In an example implementation, a browser application, a compatibility engine applying one or more compatibility criteria, and other modules or programs may be embodied by instructions stored in memory 250 and/or the storage unit 260 and executed by the processor 220. Further, local computing systems, remote data sources and/or services, and other associated logic represent firmware, hardware, and/or software, which may be configured to operate each module 101a-n in the Beltway 100. Each walkway module controller 112 may be implemented using a general purpose computer and specialized software (such as a server executing service software), a special purpose computing system and specialized software (such as a mobile device or network appliance executing service software), or other computing configurations. In addition, user requests, profiles and parameter data, agent profiles and parameter data, location data, parameter matching data, and other data may be stored in the memory 250 and/or the storage unit 260 and executed by the processor 220.

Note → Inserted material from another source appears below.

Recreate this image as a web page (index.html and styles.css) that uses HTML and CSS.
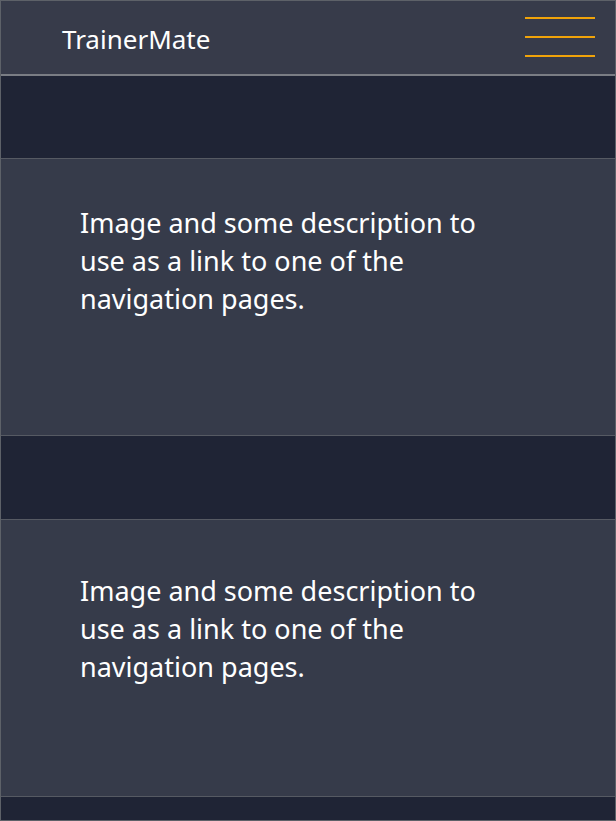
FILE: index.html
```html
<!DOCTYPE html>
<html lang="en">
<head>
<meta charset="utf-8">
<title>TrainerMate</title>
<link rel="stylesheet" href="styles.css">
</head>
<body>
<div class="page">
  <header class="topbar">
    <span class="brand">TrainerMate</span>
    <button class="menu" aria-label="Menu">
      <span class="bar"></span>
      <span class="bar"></span>
      <span class="bar"></span>
    </button>
  </header>
  <main class="content">
    <a class="card" href="#">
      <p class="card-text">Image and some description to use as a link to one of the navigation pages.</p>
    </a>
    <a class="card card-lower" href="#">
      <p class="card-text">Image and some description to use as a link to one of the navigation pages.</p>
    </a>
  </main>
</div>
</body>
</html>
```
FILE: styles.css
```css
* { box-sizing: border-box; }
html, body { margin: 0; padding: 0; }
body {
  background: #1f2435;
  font-family: "Noto Sans", "Open Sans", sans-serif;
  color: #ffffff;
}
.page {
  height: 821px;
  border: 1px solid #5d6168;
  overflow: hidden;
  background: #1f2435;
}
.topbar {
  height: 75px;
  background: #373b4a;
  border-bottom: 2px solid #7a7d84;
  display: flex;
  align-items: center;
  justify-content: space-between;
  padding: 0 20px 0 61px;
}
.brand {
  font-size: 26px;
  line-height: 1;
  color: #ffffff;
  padding-top: 3px;
}
.menu {
  background: none;
  border: 0;
  padding: 0;
  width: 70px;
  height: 40px;
  display: flex;
  flex-direction: column;
  justify-content: space-between;
  margin-top: -1px;
}
.bar {
  display: block;
  height: 2px;
  width: 70px;
  background: #f0a30a;
}
.content {
  display: flex;
  flex-direction: column;
  gap: 83px;
  padding-top: 82px;
}
.card {
  display: block;
  height: 278px;
  background: #363b4a;
  border-top: 1px solid #565a63;
  border-bottom: 1px solid #565a63;
  text-decoration: none;
  color: #ffffff;
  padding: 45px 120px 0 79px;
}
.card-lower {
  padding-top: 52px;
}
.card-text {
  margin: 0;
  font-size: 27px;
  line-height: 38px;
}
```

The embodiments of the invention described herein are implemented as logical steps in one or more computer systems. The logical operations of the present invention are implemented (1) as a sequence of processor-implemented steps executed in one or more computer systems and (2) as interconnected machine or circuit modules within one or more computer systems. The implementation is a matter of choice, dependent on the performance requirements of the computer system implementing the invention. Accordingly, the logical operations making up the implementations of the invention described herein are referred to variously as operations, steps, objects, or modules. Furthermore, it should be understood that logical operations may be performed in any order, adding and omitting as desired, unless explicitly claimed otherwise or a specific order is inherently necessitated by the claim language.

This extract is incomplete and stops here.